La gobernadora Rocío Nahle se ha limitado a “supervisar” desde helicópteros, prometiendo atención que no llega y soluciones que se diluyen con cada nueva lluvia. Mientras tanto, las denuncias se multiplican: falta de víveres, caminos cerrados, refugios insuficientes, desorganización institucional. Los damnificados sienten que su tragedia se usa como escenario político, y que las cámaras llegan antes que el auxilio.
Resulta insultante ver cómo, ante la devastación, el discurso oficial repite la misma narrativa de siempre: “se está atendiendo”, “todo está bajo control”, “ya hay coordinación con Protección Civil”. Palabras vacías que ya no alcanzan para ocultar la ineficiencia y la falta de humanidad. Porque la empatía no se improvisa, y el liderazgo tampoco. Un gobierno sensible habría estado en el terreno desde el primer momento, escuchando, acompañando, actuando. No desde un helicóptero, no desde un informe, sino desde el barro.
Veracruz no sufre solo por el clima, sufre por el vale-madrismo institucional que lo gobierna. Por años se han dejado de lado los planes de prevención, el mantenimiento de drenajes, la limpieza de cauces y el fortalecimiento de la infraestructura básica. Se improvisa cada temporada de lluvias y se responde con parches que apenas cubren la herida. Los mismos discursos, las mismas fotos, las mismas promesas incumplidas. La única constante es la negligencia.
Y no es la primera vez que la gobernadora Nahle demuestra desconexión con el sentir ciudadano. Hace apenas unas semanas, sus declaraciones sobre la muerte violenta de la taxista Irma Hernández indignaron a todo el país: un intento de minimizar el feminicidio con argumentos torpes y una falta de respeto que ofende. Ese mismo tono, entre desafiante y altivo, es el que hoy se percibe frente a la tragedia climática. Un liderazgo que ni siente ni escucha, que gobierna desde la distancia y el discurso.
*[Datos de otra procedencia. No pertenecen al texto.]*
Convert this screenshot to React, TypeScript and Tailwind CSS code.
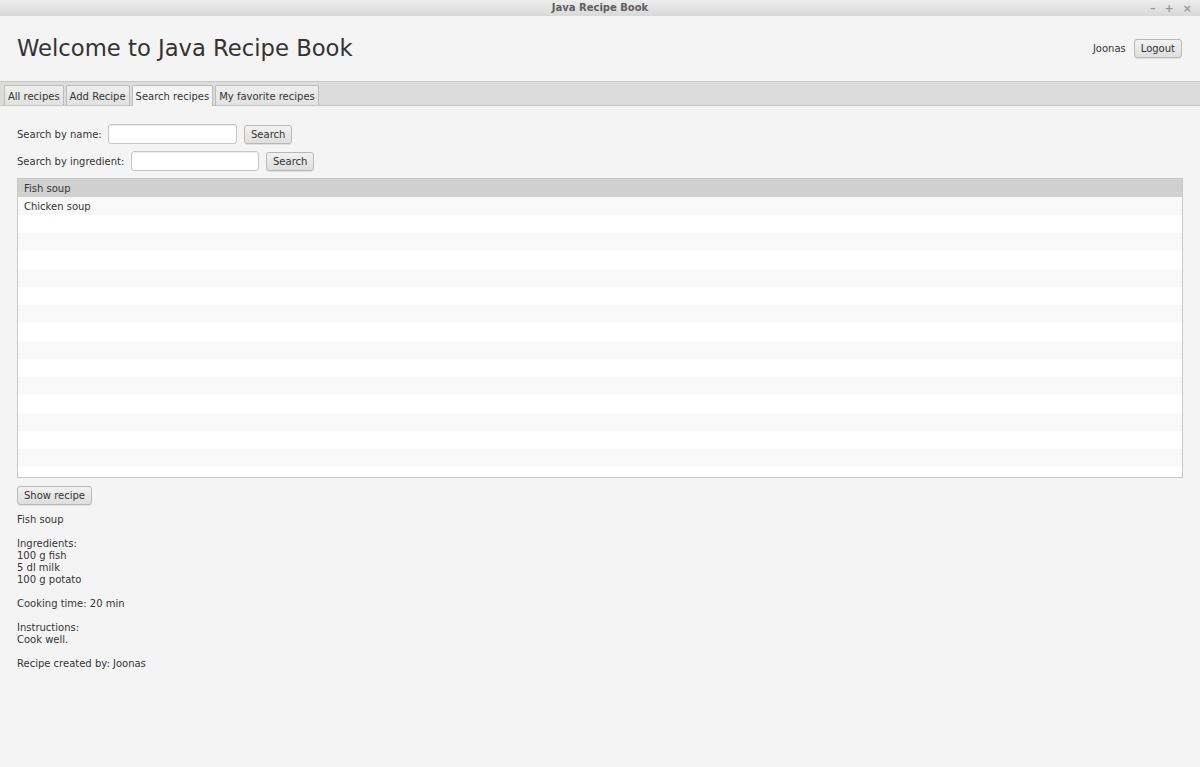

Veracruz merece algo distinto. Merece autoridades que no solo aparezcan en la foto, sino que lleguen con soluciones reales. Que planifiquen, que escuchen, que actúen con el corazón y no con cálculo político. Porque cada voto, cada elección, cada silencio también son responsables de este presente. El pueblo debe recordar que quien gobierna sin empatía termina gobernando desde el desprecio.
La naturaleza no distingue colores de partido, pero los gobiernos sí eligen entre actuar o mirar hacia otro lado. Y hoy, mientras miles de veracruzanos enfrentan el agua, el lodo y la pérdida, el gobierno estatal parece flotar sobre una balsa de arrogancia y negación.
La historia juzgará esta indolencia, pero ojalá el pueblo no espere tanto para hacerlo también.